Consumer Costs and Benefits

The UCS analysis found that increased competition from renewable energy can help reduce the demand on natural gas supplies, leading to lower natural gas and electricity prices. As a result, a 20 percent national standard would reduce both natural gas and electricity costs to Western states consumers. The present value of cumulative consumer energy bill savings (not including transportation) would be $10.6 billion through 2025. All sectors of the economy in the Western states would see significant energy bill savings from increased renewable energy use. The 20 percent standard would result in $3.8 billion cumulative present value savings for industrial consumers, $4.3 billion to commercial customers, and $2.5 billion to residential customers.

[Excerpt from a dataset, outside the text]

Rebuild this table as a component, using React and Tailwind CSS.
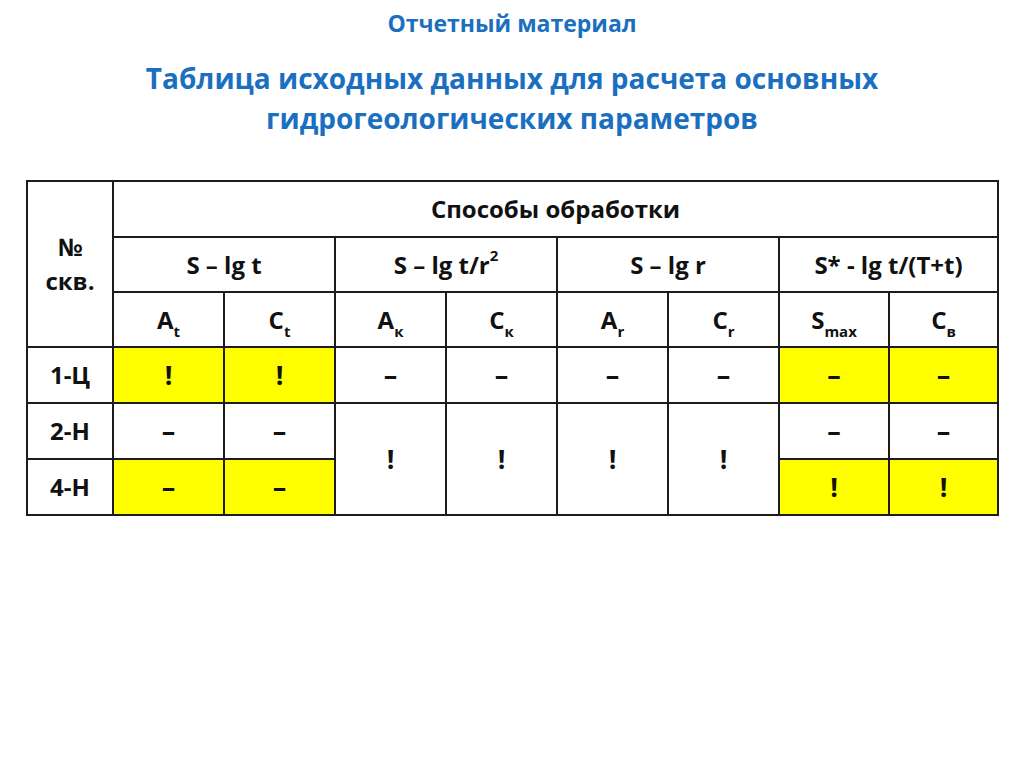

Renewable Energy Development

 
Under a 20 percent national standard, the Western states would increase their total homegrown renewable power (not including hydro) to more than 75,000 megawatts (MW) by 2025. About half of this development would be powered by the region’s strong wind  resources, with significant contributions from a diverse mix of bioenergy, geothermal, solar energy, and landfill gas. This level of renewable development would produce enough electricity to meet the needs of more than 58 million typical homes, and provide 14 percent of the region’s total electricity use in 2010 and 35 percent in 2025.

Economic Development

Renewable energy development would bring significant economic benefits to all of the Western states. Between 2002 and 2025, a 20 percent national standard would produce

  • $37.4 billion in new capital investment
  • $3.3 billion in new property tax revenues for local communities
  • $642 million in lease payments to farmers, ranchers, and rural landowners from wind power1 

Footnotes

  1.  Results presented are in 2002$. Cumulative results are in net present value using a 7% real discount rate.